Within months, as many as 600,000 uninsured Pennsylvanians will gain access to federally funded health insurance. That welcome expansion of safety-net coverage for the state's working poor gives Gov. Corbett some bragging rights. Though it is coverage that should have been available last time the Mummers Parade kicked off, the coming launch of a hybrid health plan crafted by the administration clearly stands as a case of better late than never.
While many of the low-wage workers to be added to the insurance rolls, as well as many on traditional Medicaid, are likely to receive reduced benefits - and to pay a monthly premium that could strain tight household budgets - thousands of uninsured adults might have slipped through the health-care cracks altogether without the plan just approved by federal officials, known as Healthy PA.
Corbett refused to follow New Jersey's Gov. Christie and many other chief executives from both parties in adopting a sensible, straightforward expansion of Medicaid under President Obama's landmark Affordable Care Act - even at an estimated cost to the state's economy of $1.7 billion in lost federal aid and some 40,000 jobs. But Corbett's course change to a compromise position a year ago - seeking federal approval to use Obamacare dollars to subsidize private health coverage - has restored hope that every Pennsylvanian will gain the access to health care promised by the federal law.
Praise for Corbett's initiative from hospitals and other care providers is warranted. The victory might even boost the Republican governor in opinion polls that have him consistently trailing his challenger in the November election, Tom Wolf.
As what might be called Corbettcare moves ahead, the possibility of a Wolf victory is yet another wild card in a process that's already been marred by uncertainty. The Democrat has said he favors an expansion of traditional Medicaid as envisioned by Obamacare.

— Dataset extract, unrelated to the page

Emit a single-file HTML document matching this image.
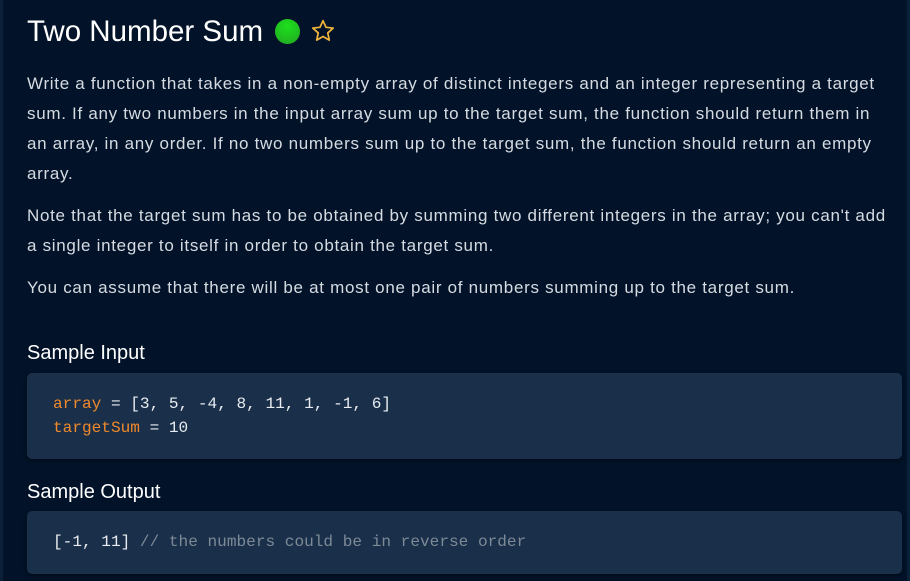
<!DOCTYPE html>
<html><head><style>
html,body{margin:0;padding:0}
body{width:910px;height:581px;background:#021329;position:relative;overflow:hidden;font-family:"Liberation Sans",sans-serif;color:#dfe3e8}
.ls{position:absolute;left:0;top:0;width:3px;height:581px;background:#0b2039}
.rs{position:absolute;right:0;top:0;width:3px;height:581px;background:#0b2039}
h1{position:absolute;left:27px;top:12px;margin:0;font-weight:normal;font-size:29.5px;color:#fff;white-space:nowrap;line-height:40px}
.dot{display:inline-block;width:25px;height:25px;border-radius:50%;background:radial-gradient(circle at 50% 30%,#1de01d,#22a622);vertical-align:-3px;margin-left:12px}
.p{position:absolute;left:27px;font-size:17px;letter-spacing:0.7px;line-height:30px;white-space:nowrap;color:#d6dbe2}
h2{position:absolute;left:27px;margin:0;font-weight:normal;font-size:20px;color:#fff;line-height:24px}
.box{position:absolute;left:27px;width:875px;background:#1a2f4a;border-radius:5px;box-shadow:0 2px 4px rgba(0,0,0,.4)}
.code{position:absolute;left:53px;font-family:"Liberation Mono",monospace;font-size:16.1px;line-height:24px;white-space:pre;color:#e8ecf0}
.o{color:#f0892a}.c{color:#7d8a96}
</style></head><body>
<div class="ls"></div><div class="rs"></div>
<h1>Two Number Sum<span class="dot"></span><svg width="26" height="26" viewBox="0 0 24 24" style="vertical-align:-3px;margin-left:10px"><path d="M12 2.5l2.8 6.1 6.6.7-5 4.5 1.4 6.6L12 17.1l-5.8 3.3 1.4-6.6-5-4.5 6.6-.7z" fill="none" stroke="#f0b43c" stroke-width="1.6" stroke-linejoin="round"/></svg></h1>
<div class="p" style="top:69px">Write a function that takes in a non-empty array of distinct integers and an integer representing a target<br>sum. If any two numbers in the input array sum up to the target sum, the function should return them in<br>an array, in any order. If no two numbers sum up to the target sum, the function should return an empty<br>array.</div>
<div class="p" style="top:201px">Note that the target sum has to be obtained by summing two different integers in the array; you can't add<br>a single integer to itself in order to obtain the target sum.</div>
<div class="p" style="top:273px">You can assume that there will be at most one pair of numbers summing up to the target sum.</div>
<h2 style="top:341px">Sample Input</h2>
<div class="box" style="top:373px;height:86px"></div>
<div class="code" style="top:392px"><span class="o">array</span> = [3, 5, -4, 8, 11, 1, -1, 6]
<span class="o">targetSum</span> = 10</div>
<h2 style="top:480px">Sample Output</h2>
<div class="box" style="top:511px;height:63px"></div>
<div class="code" style="top:530px">[-1, 11] <span class="c">// the numbers could be in reverse order</span></div>
</body></html>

The next man sworn in as governor - no matter which one it is - should at least recalibrate Healthy PA in ways that promote fairness and maximize health coverage. Scrapping the monthly premium should be the first such move, since it's likely to be a "gotcha" provision that causes people to lose coverage without good reason. Similarly, there is little justification for offering reduced benefits as if to second-class citizens. One more course correction: The state should create its own insurance exchange rather than rely on the federal HealthCare.gov site, which is facing a court challenge.